O que estamos, neste momento, a discutir não é nada de novo na Igreja. O que estamos a discutir é, simplesmente o que decorre da vida da Igreja a partir da sua autocompreensão como mistério de comunhão. A Igreja, constituída por inúmeros batizados (alguns dos quais com vocações específicas – matrimónio, sacerdócio, vida monástica, etc.), aparece como um mistério de comunhão, de amor capaz de extirpar do mundo a solidão em que muitos homens estão votados pelo demónio.

Decorrente deste mistério de comunhão (doutrina que, na realidade, não aparece no Concílio Vaticano II, mas é consequência deste) aparece o amor entre todos os batizados, quer sejam clérigos ou leigos, a partir da mesma dignidade e com diferenciações na sua maneira de agir.

Ora, o que estamos, na realidade, a perceber é que, para vivermos em comunhão, decorrente deste mistério de amor entre os batizados, precisamos de entrar num diálogo profundo, precisamos de nos escutar mutuamente uns aos outros e perceber qual é a vontade de Deus para a Igreja, hoje.
Haverá processos de consulta a todos os batizados? Sim! 
Todos poderão contribuir para o diálogo? Sim!

Não sei, no entanto, se muitos, no final, não irão ficar com amargo de boca ao perceber que se promete muito e acontece pouco, isto é, o fruto de toda a consulta possa ser contrário ao que inicialmente estejamos à espera. Se isto acontecer, se o resultado for contrário às nossas expectativas, não é mau sinal, mas será sinal de que todos os intervenientes entraram num processo de discernimento e chegaram a uma conclusão.
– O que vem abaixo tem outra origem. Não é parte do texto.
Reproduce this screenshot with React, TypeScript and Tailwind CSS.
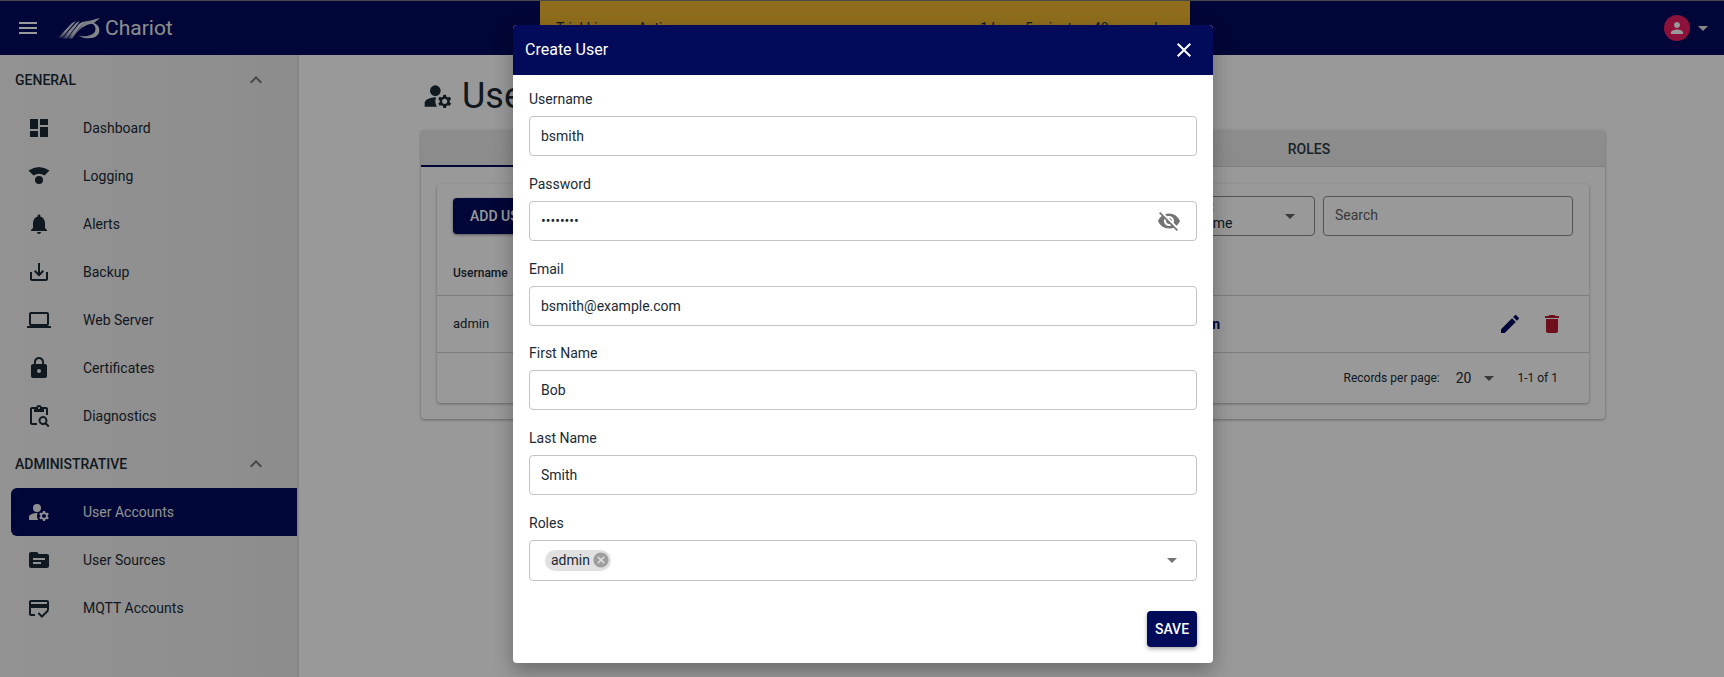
import React from "react";

const P = {
  menu: "M3 18h18v-2H3v2zm0-5h18v-2H3v2zm0-7v2h18V6H3z",
  less: "M12 8l-6 6 1.41 1.41L12 10.83l4.59 4.58L18 14z",
  dashboard: "M3 13h8V3H3v10zm0 8h8v-6H3v6zm10 0h8V11h-8v10zm0-18v6h8V3h-8z",
  logging: "M1.5 6.5Q12 -0.5 22.500 6.500L17.500 11.500Q12 8 6.500 11.500ZM12 12a4 4 0 1 0 0 8a4 4 0 1 0 0-8z",
  bell: "M12 22c1.1 0 2-.9 2-2h-4c0 1.1.89 2 2 2zm6-6v-5c0-3.07-1.64-5.64-4.5-6.32V4c0-.83-.67-1.5-1.5-1.500s-1.500.67-1.500 1.500v.68C7.630 5.360 6 7.920 6 11v5l-2 2v1h16v-1l-2-2z",
  backup: "M19 12v7H5v-7H3v7c0 1.100.9 2 2 2h14c1.100 0 2-.9 2-2v-7h-2zm-6 .67l2.590-2.580L17 11.500l-5 5-5-5 1.410-1.410L11 12.670V3h2z",
  laptop: "M20 18c1.100 0 1.990-.9 1.990-2L22 6c0-1.100-.9-2-2-2H4c-1.100 0-2 .9-2 2v10c0 1.100.9 2 2 2H0v2h24v-2h-4zM4 6h16v10H4V6z",
  lock: "M18 8h-1V6c0-2.760-2.240-5-5-5S7 3.240 7 6v2H6c-1.100 0-2 .9-2 2v10c0 1.100.9 2 2 2h12c1.100 0 2-.9 2-2V10c0-1.100-.9-2-2-2zm-6 9c-1.100 0-2-.9-2-2s.9-2 2-2 2 .9 2 2-.9 2-2 2zm3.100-9H8.900V6c0-1.710 1.390-3.100 3.100-3.100 1.710 0 3.100 1.390 3.100 3.100v2z",
  diag: "M5 3h4.200C9.600 1.800 10.700 1 12 1s2.400.8 2.800 2H19c1.100 0 2 .9 2 2v6h-2V5h-2v3H7V5H5v14h5v2H5c-1.100 0-2-.9-2-2V5c0-1.100.9-2 2-2zm7 0a1 1 0 1 0 0 2a1 1 0 0 0 0-2zM16 12a4.500 4.500 0 0 1 3.700 7l2.800 2.800-1.400 1.400-2.800-2.800A4.500 4.500 0 1 1 16 12zm0 2a2.500 2.500 0 1 0 0 5a2.500 2.500 0 0 0 0-5z",
  accountA: "M10.670 13.020c-.22-.01-.44-.02-.67-.02-2.420 0-4.680.67-6.610 1.820-.88.52-1.390 1.500-1.390 2.530V20h9.260c-.79-1.130-1.260-2.510-1.260-4 0-1.070.25-2.070.67-2.980zM10 4a4 4 0 1 0 0 8a4 4 0 1 0 0-8z",
  accountB: "M20.750 16c0-.22-.03-.42-.06-.63l1.140-1.010-1-1.730-1.450.49c-.32-.27-.68-.48-1.080-.63L18 11h-2l-.3 1.490c-.4.15-.76.36-1.080.63l-1.450-.49-1 1.730 1.140 1.010c-.03.21-.06.41-.06.63s.03.42.06.63l-1.140 1.010 1 1.730 1.450-.49c.32.27.68.48 1.080.63L16 21h2l.3-1.490c.4-.15.76-.36 1.080-.63l1.450.49 1-1.730-1.140-1.010c.03-.21.06-.41.06-.63zM17 18c-1.100 0-2-.9-2-2s.9-2 2-2 2 .9 2 2-.9 2-2 2z",
  source: "M20 6h-8l-2-2H4c-1.100 0-1.990.9-1.990 2L2 18c0 1.100.9 2 2 2h16c1.100 0 2-.9 2-2V8c0-1.100-.9-2-2-2zm-6 10H6v-2h8v2zm4-4H6v-2h12v2z",
  score: "M20 4H4c-1.110 0-2 .89-2 2v12c0 1.110.89 2 2 2h4v-2H4v-6h16v2h2V6c0-1.110-.89-2-2-2zm0 4H4V6h16v2zm-5.070 11.170l-2.830-2.830-1.410 1.410L14.930 22 22 14.930l-1.410-1.410-5.660 5.650z",
  person: "M12 12c2.210 0 4-1.790 4-4s-1.790-4-4-4-4 1.790-4 4 1.790 4 4 4zm0 2c-2.670 0-8 1.340-8 4v2h16v-2c0-2.660-5.330-4-8-4z",
  close: "M19 6.410L17.590 5 12 10.590 6.410 5 5 6.410 10.590 12 5 17.590 6.410 19 12 13.410 17.590 19 19 17.590 13.410 12z",
  eyeOff: "M12 7c2.760 0 5 2.240 5 5 0 .65-.13 1.260-.36 1.830l2.920 2.920c1.510-1.260 2.700-2.890 3.430-4.750-1.730-4.390-6-7.500-11-7.500-1.400 0-2.740.25-3.980.7l2.160 2.160C10.740 7.130 11.350 7 12 7zM2 4.270l2.280 2.280.46.46C3.080 8.300 1.780 10.020 1 12c1.730 4.390 6 7.500 11 7.500 1.550 0 3.030-.3 4.380-.84l.42.42L19.730 22 21 20.730 3.270 3 2 4.270zM7.530 9.800l1.550 1.550c-.05.21-.08.43-.08.65 0 1.660 1.340 3 3 3 .22 0 .44-.03.65-.08l1.550 1.550c-.67.33-1.410.53-2.200.53-2.760 0-5-2.240-5-5 0-.79.2-1.530.53-2.200zm4.310-.78l3.150 3.150.02-.16c0-1.660-1.340-3-3-3l-.17.01z",
  cancel: "M12 2C6.470 2 2 6.470 2 12s4.470 10 10 10 10-4.470 10-10S17.530 2 12 2zm5 13.590L15.590 17 12 13.410 8.410 17 7 15.590 10.590 12 7 8.410 8.410 7 12 10.590 15.590 7 17 8.410 13.410 12 17 15.590z",
  edit: "M3 17.250V21h3.750L17.810 9.940l-3.750-3.750L3 17.250zM20.710 7.040c.39-.39.39-1.020 0-1.410l-2.340-2.340c-.39-.39-1.020-.39-1.410 0l-1.830 1.830 3.750 3.750 1.830-1.830z",
  del: "M6 19c0 1.100.9 2 2 2h8c1.100 0 2-.9 2-2V7H6v12zM19 4h-3.500l-1-1h-5l-1 1H5v2h14V4z",
  drop: "M7 10l5 5 5-5z",
};

function Icon({ d, className }: { d: string | string[]; className?: string }) {
  const list = Array.isArray(d) ? d : [d];
  return (
    <svg viewBox="0 0 24 24" fill="currentColor" className={className}>
      {list.map((x) => (
        <path key={x} d={x} />
      ))}
    </svg>
  );
}

function Logo() {
  return (
    <svg viewBox="0 0 42 21" className="h-[21px] w-[42px]">
      <defs>
        <linearGradient id="lg" x1="0" x2="1" y1="0" y2="0">
          <stop offset="0" stopColor="#ffffff" stopOpacity="0.1" />
          <stop offset="0.4" stopColor="#ffffff" stopOpacity="0.8" />
          <stop offset="1" stopColor="#ffffff" stopOpacity="0.9" />
        </linearGradient>
      </defs>
      <g fill="url(#lg)">
        <path d="M0 19.500 L14 5 L18 3 L4 19.500Z" />
        <path d="M4 20.500 L18 5 L22 3 L8.500 20.500Z" />
        <path d="M9 20.500 L21 6 L25 4 L14 20.500Z" />
        <path d="M14 20.500 C19 15 22 10 29 7 C33 5.500 35 6 36 7 C38 9 38 13 36 15 C33 18 27 19 20 17.500 C25 20.500 31 21 36 19.500 C41 17.500 42 13 41 10 C40 7 38 6 36 5 L42 0 C35 2 30 3 24 4 C20 7 18 14 14 20.500Z" />
      </g>
    </svg>
  );
}

const general = [
  ["Dashboard", P.dashboard],
  ["Logging", P.logging],
  ["Alerts", P.bell],
  ["Backup", P.backup],
  ["Web Server", P.laptop],
  ["Certificates", P.lock],
  ["Diagnostics", P.diag],
] as const;

const admin = [
  ["User Accounts", [P.accountA, P.accountB], true],
  ["User Sources", P.source, false],
  ["MQTT Accounts", P.score, false],
] as const;

function SectionHead({ label }: { label: string }) {
  return (
    <div className="flex h-12 items-center justify-between pl-[15px] pr-[29px] text-sm font-medium text-[#1a2a35]">
      <span>{label}</span>
      <Icon d={P.less} className="h-6 w-6 text-[#757575]" />
    </div>
  );
}

function NavItem({ label, d, active }: { label: string; d: string | readonly string[]; active?: boolean }) {
  return (
    <div
      className={
        "ml-[11px] flex h-12 items-center rounded-l-md pl-4 text-sm " +
        (active ? "bg-[#000a5c] text-[#f0f0f0]" : "text-[#1a2a35]")
      }
    >
      <Icon d={d as string[]} className="h-6 w-6 shrink-0" />
      <span className="ml-[32px]">{label}</span>
    </div>
  );
}

function Field({ label, value, type, children }: { label: string; value: string; type?: string; children?: React.ReactNode }) {
  return (
    <div className="flex flex-col">
      <label className="mb-[7px] h-5 text-sm leading-5 text-[#1a2a35]">{label}</label>
      <div className="flex h-10 items-center rounded border border-[#c4c4c4] pl-[11px] pr-[15px]">
        <input
          readOnly
          type={type ?? "text"}
          value={value}
          className="min-w-0 flex-1 bg-transparent text-sm text-[#1a2a35] outline-none"
        />
        {children}
      </div>
    </div>
  );
}

export default function App() {
  return (
    <div className="relative flex h-screen w-full flex-col overflow-hidden bg-white font-['Roboto',sans-serif] text-[#1a2a35]">
      {/* top bar */}
      <header className="relative flex h-[55px] shrink-0 items-center justify-between border-t border-[#7a7a7a] bg-[#000a5c] pl-4 pr-[9px] text-white">
        <div className="flex items-center">
          <Icon d={P.menu} className="h-6 w-6" />
          <div className="ml-[18px]">
            <Logo />
          </div>
          <span className="ml-[5px] text-[21px] leading-none text-[#ececec]">Chariot</span>
        </div>
        <div className="flex items-center">
          <div className="flex h-[26px] w-[26px] items-center justify-center rounded-full bg-[#e91e63]">
            <Icon d={P.person} className="h-[18px] w-[18px]" />
          </div>
          <Icon d={P.drop} className="ml-[1px] h-6 w-6 text-[#e0e0e0]" />
        </div>
        <div className="absolute left-[540px] top-0 flex h-[52px] w-[650px] justify-between rounded-b bg-[#eeb62f] pl-4 pr-[25px] pt-[17px] text-sm text-[#1a2a35]">
          <span>Trial License Active</span>
          <span>1 hour, 5 minutes, 48 seconds</span>
        </div>
      </header>

      <div className="flex min-h-0 flex-1">
        {/* sidebar */}
        <aside className="w-[299px] shrink-0 border-r-2 border-[#dedede] bg-linear-to-r from-[#f5f5f5] to-[#ebebeb] pt-[1px]">
          <SectionHead label="GENERAL" />
          {general.map(([l, d]) => (
            <NavItem key={l} label={l} d={d} />
          ))}
          <SectionHead label="ADMINISTRATIVE" />
          {admin.map(([l, d, a]) => (
            <NavItem key={l} label={l} d={d} active={a} />
          ))}
        </aside>

        {/* main */}
        <main className="min-w-0 flex-1 pl-[122px] pr-[119px]">
          <div className="flex h-[75px] items-center pl-[1px] pt-[6px]">
            <Icon d={[P.accountA, P.accountB]} className="h-8 w-8" />
            <h1 className="ml-[8px] text-[36px] font-normal leading-none">User Accounts</h1>
          </div>

          <section className="rounded bg-white shadow-[0_1px_3px_rgba(0,0,0,0.35)]">
            <div className="flex h-[37px] rounded-t bg-linear-to-b from-[#ececec] to-[#e8e8e8] text-sm font-medium">
              <div className="flex flex-1 items-center justify-center border-b-2 border-[#000a5c]">USERS</div>
              <div className="flex flex-1 items-center justify-center border-b border-[#d8d8d8] pt-[1px] text-[#2c3a42]">ROLES</div>
            </div>

            <div className="p-4 pt-[17px]">
              <div className="rounded bg-white shadow-[0_1px_3px_rgba(0,0,0,0.35)]">
                <div className="flex items-start px-4 pt-[12px]">
                  <button className="mt-[2px] h-9 rounded bg-[#000a5c] px-[17px] text-sm font-medium text-white shadow-[0_1px_3px_rgba(0,0,0,0.4)]">
                    ADD USER
                  </button>
                  <div className="ml-auto flex gap-2">
                    <div className="relative h-[40px] w-[157px] rounded border border-[#8a8a8a] pl-[10px] text-sm">
                      <div className="pt-[2px] text-xs leading-4 text-[#555]">Filter by:</div>
                      <div className="-mt-[2px] leading-5">Username</div>
                      <Icon d={P.drop} className="absolute right-[12px] top-[7px] h-6 w-6 text-[#616161]" />
                    </div>
                    <input
                      readOnly
                      placeholder="Search"
                      className="h-[40px] w-[250px] rounded border border-[#8a8a8a] bg-transparent px-[11px] pb-[3px] text-sm outline-none placeholder:text-[#616161]"
                    />
                  </div>
                </div>

                <div className="mt-[21px] flex h-[39px] items-center border-b border-[#d0d0d0] px-4 pb-[6px] text-xs font-medium">
                  <span className="w-[728px]">Username</span>
                  <span>Roles</span>
                </div>
                <div className="flex h-[57px] items-center border-b border-[#d0d0d0] pl-4 pr-[25px] text-[13px]">
                  <span className="w-[728px]">admin</span>
                  <span className="text-sm font-bold text-[#000a5c]">admin</span>
                  <Icon d={P.edit} className="ml-auto h-6 w-6 text-[#000a5c]" />
                  <Icon d={P.del} className="ml-[18px] h-6 w-6 text-[#b71c2e]" />
                </div>
                <div className="flex h-[50px] items-center justify-end pr-[31px] text-xs">
                  <span>Records per page:</span>
                  <span className="ml-4 text-sm">20</span>
                  <Icon d={P.drop} className="ml-[6px] h-6 w-6 text-[#616161]" />
                  <span className="ml-[16px]">1-1 of 1</span>
                </div>
              </div>
            </div>
          </section>
        </main>
      </div>

      {/* backdrop */}
      <div className="absolute inset-0 bg-black/40" />

      {/* dialog */}
      <div className="absolute left-[513px] top-[25px] flex h-[638px] w-[700px] flex-col overflow-hidden rounded bg-white shadow-[0_8px_20px_rgba(0,0,0,0.3)]">
        <div className="flex h-[50px] shrink-0 items-center justify-between bg-[#020a5a] pl-3 pr-[17px] text-white">
          <span className="text-base">Create User</span>
          <Icon d={P.close} className="h-6 w-6" />
        </div>
        <div className="flex flex-1 flex-col gap-[17.8px] px-4 pt-[14px]">
          <Field label="Username" value="bsmith" />
          <Field label="Password" value="password" type="password">
            <Icon d={P.eyeOff} className="h-6 w-6 text-[#757575]" />
          </Field>
          <Field label="Email" value="bsmith@example.com" />
          <Field label="First Name" value="Bob" />
          <Field label="Last Name" value="Smith" />
          <div className="flex flex-col">
            <label className="mb-[7px] h-5 text-sm leading-5 text-[#1a2a35]">Roles</label>
            <div className="flex h-[41px] items-center justify-between rounded border border-[#c4c4c4] pl-[15px] pr-[12px]">
              <div className="flex h-[21px] items-center rounded-full bg-[#e0e0e0] pl-[6px] pr-[1px] text-sm text-[#1a2a35]">
                admin
                <Icon d={P.cancel} className="ml-[2px] h-[18px] w-[18px] text-[#9e9e9e]" />
              </div>
              <Icon d={P.drop} className="h-6 w-6 text-[#757575]" />
            </div>
          </div>
          <div className="mt-[12px] flex justify-end">
            <button className="h-9 w-[50px] rounded bg-[#020a5a] text-sm font-medium text-white shadow-[0_2px_4px_rgba(0,0,0,0.35)]">
              SAVE
            </button>
          </div>
        </div>
      </div>
    </div>
  );
}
A ansiedade por nos vermos reconhecidos e ouvidos pela Igreja é algo de bom, porque, na realidade, todos somos membros deste corpo e todos somos possuídos pelo mesmo Espírito. Importa, porém, que não entremos num processo de sinodalidade com ideias feitas, isto é, com um programa pré-feito para ser cumprido. A sinodalidade exige que o programa seja Deus a fazê-lo e cada um de nós possa ter um espaço e um lugar onde possa ser ouvido.

Depois, precisamos de saber se acreditamos, ou não, que, apesar dos nossos numerosos pecados, é o Espírito Santo quem guia a Igreja ou se queremos que o Espírito Santo seja guiado pelas ideologias de cada um de nós. 
Às vezes, nem tudo o que parece, é!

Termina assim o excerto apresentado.